THE REQUEST: Omit the pictures and print exactly the lines of the listing below, starting at the first and ending at the line containing "import React from".
** START OF PROVIDED DATA **
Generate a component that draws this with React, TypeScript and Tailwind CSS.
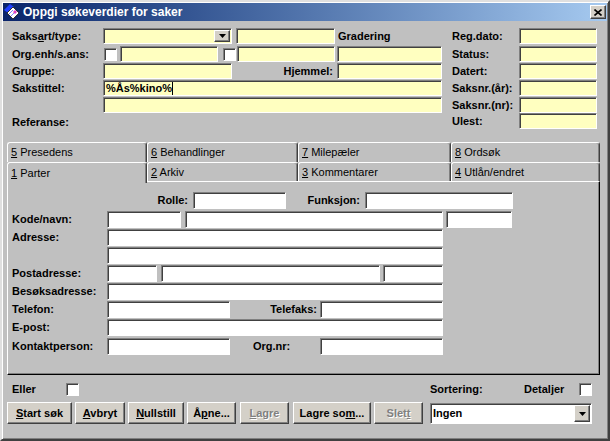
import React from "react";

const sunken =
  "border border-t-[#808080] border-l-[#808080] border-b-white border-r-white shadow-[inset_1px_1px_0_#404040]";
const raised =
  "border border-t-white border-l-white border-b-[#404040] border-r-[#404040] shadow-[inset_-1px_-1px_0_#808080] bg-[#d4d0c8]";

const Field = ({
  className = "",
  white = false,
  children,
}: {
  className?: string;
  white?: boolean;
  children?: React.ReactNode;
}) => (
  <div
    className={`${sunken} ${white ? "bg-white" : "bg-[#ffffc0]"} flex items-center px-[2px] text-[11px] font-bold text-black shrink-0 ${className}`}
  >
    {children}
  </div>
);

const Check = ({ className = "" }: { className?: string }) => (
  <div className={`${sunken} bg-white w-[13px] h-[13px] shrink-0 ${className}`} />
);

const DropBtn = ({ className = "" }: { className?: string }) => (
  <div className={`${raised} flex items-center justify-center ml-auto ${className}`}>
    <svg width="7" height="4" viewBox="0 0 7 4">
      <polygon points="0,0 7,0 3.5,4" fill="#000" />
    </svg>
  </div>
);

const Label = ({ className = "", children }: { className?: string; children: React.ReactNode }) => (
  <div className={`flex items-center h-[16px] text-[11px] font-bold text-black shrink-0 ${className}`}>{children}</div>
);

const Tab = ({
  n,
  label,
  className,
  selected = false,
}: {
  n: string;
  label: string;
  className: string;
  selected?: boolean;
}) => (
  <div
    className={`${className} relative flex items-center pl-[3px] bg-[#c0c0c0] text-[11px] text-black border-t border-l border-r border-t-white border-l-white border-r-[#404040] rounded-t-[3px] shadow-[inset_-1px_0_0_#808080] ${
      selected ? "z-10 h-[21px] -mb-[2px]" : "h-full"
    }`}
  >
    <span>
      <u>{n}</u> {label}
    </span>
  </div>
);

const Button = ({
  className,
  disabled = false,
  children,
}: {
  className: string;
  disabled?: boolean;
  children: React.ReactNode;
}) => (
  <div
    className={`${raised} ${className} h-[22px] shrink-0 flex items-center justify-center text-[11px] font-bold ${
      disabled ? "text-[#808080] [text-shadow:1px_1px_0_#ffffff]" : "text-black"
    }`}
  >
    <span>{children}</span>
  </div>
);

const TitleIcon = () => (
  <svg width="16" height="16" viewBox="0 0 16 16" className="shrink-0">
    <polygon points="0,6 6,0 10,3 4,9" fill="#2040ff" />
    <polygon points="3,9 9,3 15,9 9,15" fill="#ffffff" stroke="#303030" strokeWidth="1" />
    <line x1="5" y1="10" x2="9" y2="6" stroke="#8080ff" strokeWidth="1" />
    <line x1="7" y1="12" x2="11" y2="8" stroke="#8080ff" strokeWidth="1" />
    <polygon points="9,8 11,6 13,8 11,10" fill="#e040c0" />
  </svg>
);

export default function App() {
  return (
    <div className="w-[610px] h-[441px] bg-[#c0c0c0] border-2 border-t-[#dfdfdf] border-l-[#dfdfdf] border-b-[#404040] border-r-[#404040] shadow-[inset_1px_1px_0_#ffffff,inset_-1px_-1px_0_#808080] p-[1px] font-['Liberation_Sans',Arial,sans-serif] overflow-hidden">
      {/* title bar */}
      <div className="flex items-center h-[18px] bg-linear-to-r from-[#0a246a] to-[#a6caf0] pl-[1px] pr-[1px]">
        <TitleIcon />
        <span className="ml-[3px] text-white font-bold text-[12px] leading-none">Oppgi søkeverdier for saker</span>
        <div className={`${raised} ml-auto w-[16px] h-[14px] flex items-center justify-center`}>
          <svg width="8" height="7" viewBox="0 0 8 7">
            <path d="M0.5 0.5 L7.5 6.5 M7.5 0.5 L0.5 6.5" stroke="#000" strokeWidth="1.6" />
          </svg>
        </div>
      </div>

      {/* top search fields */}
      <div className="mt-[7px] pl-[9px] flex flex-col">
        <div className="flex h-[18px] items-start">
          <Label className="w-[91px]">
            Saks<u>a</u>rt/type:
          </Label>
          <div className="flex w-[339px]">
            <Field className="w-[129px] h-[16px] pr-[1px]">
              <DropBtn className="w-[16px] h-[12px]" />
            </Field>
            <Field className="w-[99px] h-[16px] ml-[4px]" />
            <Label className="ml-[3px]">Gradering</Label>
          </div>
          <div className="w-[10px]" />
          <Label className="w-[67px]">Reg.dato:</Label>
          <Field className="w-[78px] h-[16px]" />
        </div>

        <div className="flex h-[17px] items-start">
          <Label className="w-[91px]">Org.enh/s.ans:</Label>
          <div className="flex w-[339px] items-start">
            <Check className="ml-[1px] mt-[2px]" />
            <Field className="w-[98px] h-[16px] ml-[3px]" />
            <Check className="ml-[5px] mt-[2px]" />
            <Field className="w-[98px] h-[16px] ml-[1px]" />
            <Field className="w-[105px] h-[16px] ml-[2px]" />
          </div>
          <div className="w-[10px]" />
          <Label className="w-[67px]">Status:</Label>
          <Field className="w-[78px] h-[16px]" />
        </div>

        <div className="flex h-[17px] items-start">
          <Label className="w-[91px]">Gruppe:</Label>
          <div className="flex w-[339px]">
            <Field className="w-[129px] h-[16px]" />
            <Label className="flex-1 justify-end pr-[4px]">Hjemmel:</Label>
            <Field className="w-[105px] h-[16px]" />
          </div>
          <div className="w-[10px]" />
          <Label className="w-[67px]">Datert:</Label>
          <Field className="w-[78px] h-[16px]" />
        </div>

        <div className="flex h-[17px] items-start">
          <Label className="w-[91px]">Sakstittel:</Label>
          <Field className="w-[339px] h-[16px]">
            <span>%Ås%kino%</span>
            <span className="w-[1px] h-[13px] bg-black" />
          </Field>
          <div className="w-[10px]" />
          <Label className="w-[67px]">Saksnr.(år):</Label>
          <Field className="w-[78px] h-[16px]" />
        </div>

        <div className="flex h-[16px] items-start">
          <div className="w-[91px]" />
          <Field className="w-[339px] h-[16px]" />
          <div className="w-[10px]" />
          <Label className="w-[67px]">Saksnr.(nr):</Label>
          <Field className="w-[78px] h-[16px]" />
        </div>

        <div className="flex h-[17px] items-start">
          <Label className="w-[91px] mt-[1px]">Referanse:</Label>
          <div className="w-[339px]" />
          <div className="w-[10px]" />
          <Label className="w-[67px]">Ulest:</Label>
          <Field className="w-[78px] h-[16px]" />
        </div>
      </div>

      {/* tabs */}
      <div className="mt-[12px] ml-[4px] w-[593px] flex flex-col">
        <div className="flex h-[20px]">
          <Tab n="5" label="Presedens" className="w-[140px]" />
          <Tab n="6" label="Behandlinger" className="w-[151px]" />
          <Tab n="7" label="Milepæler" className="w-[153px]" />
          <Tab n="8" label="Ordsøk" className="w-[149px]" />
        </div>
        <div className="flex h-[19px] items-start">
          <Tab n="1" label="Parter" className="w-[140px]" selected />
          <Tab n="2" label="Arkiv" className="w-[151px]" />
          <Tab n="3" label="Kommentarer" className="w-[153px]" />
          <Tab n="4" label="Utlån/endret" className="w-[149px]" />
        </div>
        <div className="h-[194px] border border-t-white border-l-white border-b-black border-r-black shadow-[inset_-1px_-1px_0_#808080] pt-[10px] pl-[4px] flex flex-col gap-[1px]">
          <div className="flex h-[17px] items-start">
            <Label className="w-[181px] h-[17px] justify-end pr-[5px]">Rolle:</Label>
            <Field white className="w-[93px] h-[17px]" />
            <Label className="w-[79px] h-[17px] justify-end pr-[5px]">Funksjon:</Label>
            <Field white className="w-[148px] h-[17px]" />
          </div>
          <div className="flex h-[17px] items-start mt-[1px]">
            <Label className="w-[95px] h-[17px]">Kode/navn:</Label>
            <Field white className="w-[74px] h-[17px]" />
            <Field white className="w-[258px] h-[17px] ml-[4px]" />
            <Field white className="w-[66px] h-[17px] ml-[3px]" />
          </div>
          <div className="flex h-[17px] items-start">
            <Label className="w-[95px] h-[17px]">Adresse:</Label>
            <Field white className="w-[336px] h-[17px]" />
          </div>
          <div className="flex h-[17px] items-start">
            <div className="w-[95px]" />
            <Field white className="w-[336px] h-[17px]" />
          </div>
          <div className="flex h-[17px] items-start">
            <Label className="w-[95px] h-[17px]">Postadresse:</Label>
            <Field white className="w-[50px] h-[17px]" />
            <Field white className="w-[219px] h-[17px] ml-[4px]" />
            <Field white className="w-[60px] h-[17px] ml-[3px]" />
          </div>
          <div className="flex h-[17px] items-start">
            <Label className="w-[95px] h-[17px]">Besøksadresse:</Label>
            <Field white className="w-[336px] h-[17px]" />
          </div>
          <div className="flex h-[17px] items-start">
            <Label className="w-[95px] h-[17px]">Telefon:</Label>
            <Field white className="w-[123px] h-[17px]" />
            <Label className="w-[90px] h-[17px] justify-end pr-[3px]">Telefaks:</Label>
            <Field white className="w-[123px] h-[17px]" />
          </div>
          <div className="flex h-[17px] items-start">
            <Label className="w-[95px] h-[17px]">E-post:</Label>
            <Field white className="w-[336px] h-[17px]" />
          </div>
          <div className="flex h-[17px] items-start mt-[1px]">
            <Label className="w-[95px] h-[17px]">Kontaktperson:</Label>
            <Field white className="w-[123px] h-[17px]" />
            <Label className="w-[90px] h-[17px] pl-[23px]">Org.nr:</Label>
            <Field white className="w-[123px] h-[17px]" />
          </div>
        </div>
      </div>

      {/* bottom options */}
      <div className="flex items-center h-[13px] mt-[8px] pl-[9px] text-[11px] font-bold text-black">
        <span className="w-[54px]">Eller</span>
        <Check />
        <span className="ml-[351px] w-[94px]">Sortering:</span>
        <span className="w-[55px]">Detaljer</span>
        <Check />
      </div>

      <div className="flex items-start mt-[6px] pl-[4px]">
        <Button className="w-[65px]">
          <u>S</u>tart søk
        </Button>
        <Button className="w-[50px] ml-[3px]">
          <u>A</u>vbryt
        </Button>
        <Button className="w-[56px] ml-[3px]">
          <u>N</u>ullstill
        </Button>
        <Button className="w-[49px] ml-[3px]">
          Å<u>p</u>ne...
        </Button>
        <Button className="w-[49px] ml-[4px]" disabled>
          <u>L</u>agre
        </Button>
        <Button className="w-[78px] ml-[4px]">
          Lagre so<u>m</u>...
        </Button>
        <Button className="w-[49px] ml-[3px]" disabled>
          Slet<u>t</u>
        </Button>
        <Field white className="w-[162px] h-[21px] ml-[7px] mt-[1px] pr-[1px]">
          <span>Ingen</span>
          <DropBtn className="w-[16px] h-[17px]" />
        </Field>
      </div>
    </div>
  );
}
** END OF PROVIDED DATA **
WRITTEN ANSWER:
Generate a component that draws this with React, TypeScript and Tailwind CSS.
import React from "react";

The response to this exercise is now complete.